爺爺去世的時候我才十一歲。具體的情形我已經想不起來了。我聽不到院子裏的哭聲。但穿越時光的屏障,似乎應該有一大家子人,包括兒子媳婦女兒女婿孫子外孫甚至居住在鄰村的爺爺的姐妹們,他們的哭聲回蕩在村莊的上空,既像挽留,又像送行。奶奶則在屋子裏哭喪,嗓子已經哭啞了。送走爺爺之後,她還將一個人逗留在世界上七八年。她晚年的酸痛和孤單被我看到。從一開始,我就能夠意識到的分離之痛,在後來許多年裏,一次次地重現。姥爺、奶奶、姥姥,他們一個個地告別了這個世界。失去親人的痛苦在夜晚被放大了,積雪的夜裏,我溫習一陣子功課後睡著了,深夜寒涼,我在夢境中看到爺爺奶奶去世前的麵容。我無法將他們生前的一切與夢境聯係起來。他們漸漸遠去,正在徹底地銷匿於遠方。我無法從他們的離去中獲得驗證,我心中有許多疑惑難解。母親後來談論自己的身世,我重溫幼年語境,母親一次次談論生與死,總是被我粗魯地阻止。在我們母子相對無言的時分,剩下了無限的寂靜。屋子裏的鍾表滴答作響,我心中的悲傷慢慢溢滿。我很恐懼這樣的聯想,直至稍後幾年,仍未有改觀。有一段時期,我比爺爺當年所走過的路途更遠,甚至幾乎就要落戶他鄉,但是在埋葬爺爺的地方,有我的出生地。每逢念及此節,我就憂傷難禁。我終歸沒有走得太遠。直到前年,我方在家鄉縣城落戶。

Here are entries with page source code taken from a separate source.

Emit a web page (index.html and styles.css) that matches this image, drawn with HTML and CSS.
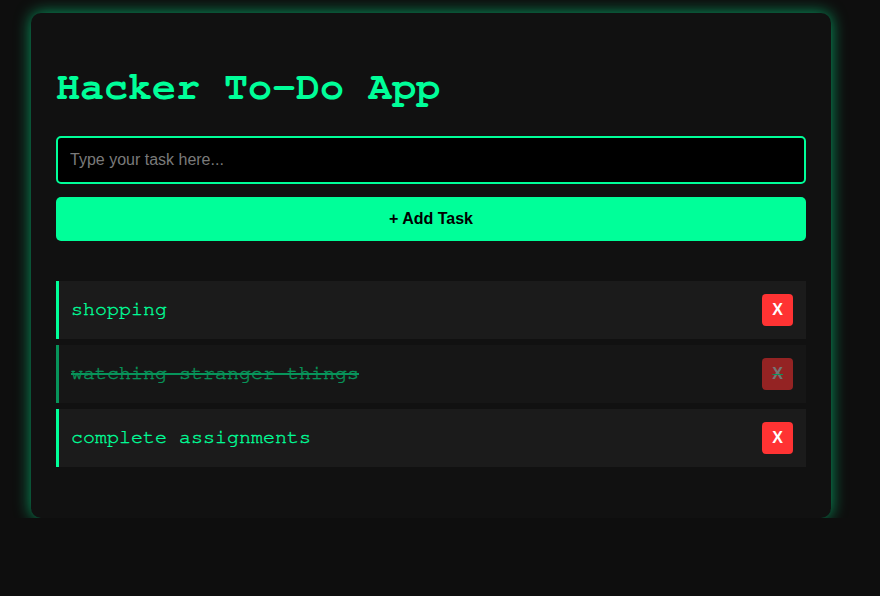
FILE: index.html
```html
<!DOCTYPE html>
<html lang="en">
<head>
<meta charset="utf-8">
<title>Hacker To-Do App</title>
<link rel="stylesheet" href="styles.css">
</head>
<body>
<main class="card">
  <h1 class="title">Hacker To-Do App</h1>
  <input class="task-input" type="text" placeholder="Type your task here...">
  <button class="add-btn">+ Add Task</button>
  <ul class="task-list">
    <li class="task"><span class="task-text">shopping</span><button class="del">X</button></li>
    <li class="task done"><span class="task-text">watching stranger things</span><button class="del">X</button></li>
    <li class="task"><span class="task-text">complete assignments</span><button class="del">X</button></li>
  </ul>
</main>
</body>
</html>
```

FILE: styles.css
```css
html, body {
  margin: 0;
  padding: 0;
  background: #0e0e0e;
}

body {
  padding: 13px 0 0 31px;
  font-family: "Nimbus Mono PS", "Nimbus Mono L", "FreeMono", "Courier", "Courier New", "Liberation Mono", monospace;
}

.card {
  box-sizing: border-box;
  width: 800px;
  padding: 25px;
  background: #111111;
  border-radius: 10px;
  box-shadow: 0 0 16px rgba(0, 255, 153, 0.6);
  display: flex;
  flex-direction: column;
}

.title {
  margin: 27px 0 26px;
  font-family: "Nimbus Mono PS", "Nimbus Mono L", "FreeMono", "Courier", "Courier New", "Liberation Mono", monospace;
  font-weight: bold;
  font-size: 40px;
  line-height: 45px;
  color: #00ff99;
}

.task-input {
  box-sizing: border-box;
  height: 48px;
  width: 100%;
  padding: 0 12px;
  background: #000;
  border: 2px solid #00ff99;
  border-radius: 5px;
  font-family: "Liberation Sans", Arial, sans-serif;
  font-size: 16px;
  color: #00ff99;
  outline: none;
}

.task-input::placeholder {
  color: #7a7a7a;
}

.add-btn {
  margin-top: 13px;
  height: 44px;
  width: 100%;
  border: none;
  border-radius: 5px;
  background: #00ff99;
  color: #000;
  font-family: "Liberation Sans", Arial, sans-serif;
  font-weight: bold;
  font-size: 16px;
}

.task-list {
  list-style: none;
  margin: 40px 0 26px;
  padding: 0;
  display: flex;
  flex-direction: column;
  gap: 6.5px;
}

.task {
  box-sizing: border-box;
  height: 57.5px;
  display: flex;
  align-items: center;
  justify-content: space-between;
  padding: 0 13px 0 12px;
  background: #1b1b1b;
  border-left: 3px solid #00ff99;
}

.task-text {
  font-family: "Nimbus Mono PS", "Nimbus Mono L", "FreeMono", "Courier", "Courier New", "Liberation Mono", monospace;
  font-size: 20px;
  line-height: 23px;
  color: #00ff99;
  -webkit-text-stroke: 0.35px #00ff99;
}

.del {
  padding: 7px 10px;
  border: none;
  border-radius: 4px;
  background: #ff3333;
  color: #fff;
  font-family: "Liberation Sans", Arial, sans-serif;
  font-weight: bold;
  font-size: 16px;
  line-height: 18px;
}

.done {
  opacity: 0.55;
}

.done .task-text {
  text-decoration: line-through;
  text-decoration-thickness: 2px;
}

.done .del {
  color: #c8c8c8;
  text-decoration: line-through;
  text-decoration-color: #00ff99;
}
```
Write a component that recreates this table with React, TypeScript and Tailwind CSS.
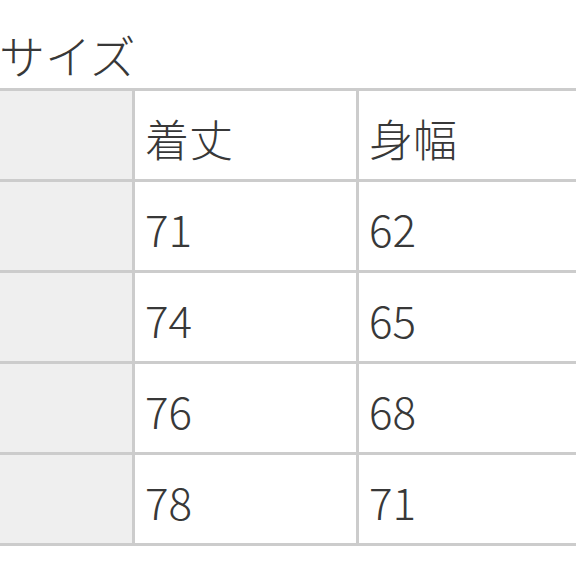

與眾多的堂兄相比,我顯然成了另類。意識到這一點時,我已經老大不小了吧。我們見麵的次數屈指可數,甚至延長到了兩到三年一回的頻率。我的侄子們都慢慢地長大了,年齡最長的已經十四歲。我叫不上他們的名字,有的隻見過一兩回,甚至壓根兒沒有見過。自從十一歲那年,父親攜家帶口從老院子裏搬出來,我們便成了孤立於邊緣的獨門獨戶。母親以自己頑強的心性爭取到了這樣的機會,近二十年來,我們就像異族一般遊離於那枝繁葉茂的閆氏家族之外。每次回鄉,母親會以平淡的口吻對我講述那院子裏人家的變化,誰家添丁,誰家孩子做滿月,誰家被罰了超生費等等,諸如此類,我總是左耳朵進右耳朵出。在母親嘮叨這些事的時候,我覺得一切離我都太遠了。但有時,我的內心會一下子變得空洞起來,好像我一不小心,錯失了按照正常的人生次序生活的可能性。及至今年我成婚,事情才有了改觀。不用母親主動,我總是會裝作不經意地提到我的堂兄們。誰家生了女兒。誰家的小孩叫什麼名字,經過一次次谘詢,現在我已經一目了然了。從爺爺到我們這一輩,再到我的五個侄子,已經是第四輩了。盡管相見日稀,關係疏淡,但我還是滿心喜悅。一切虛無終將獲得圓滿。我願以自己的書寫告慰九泉之下祖先們的英靈。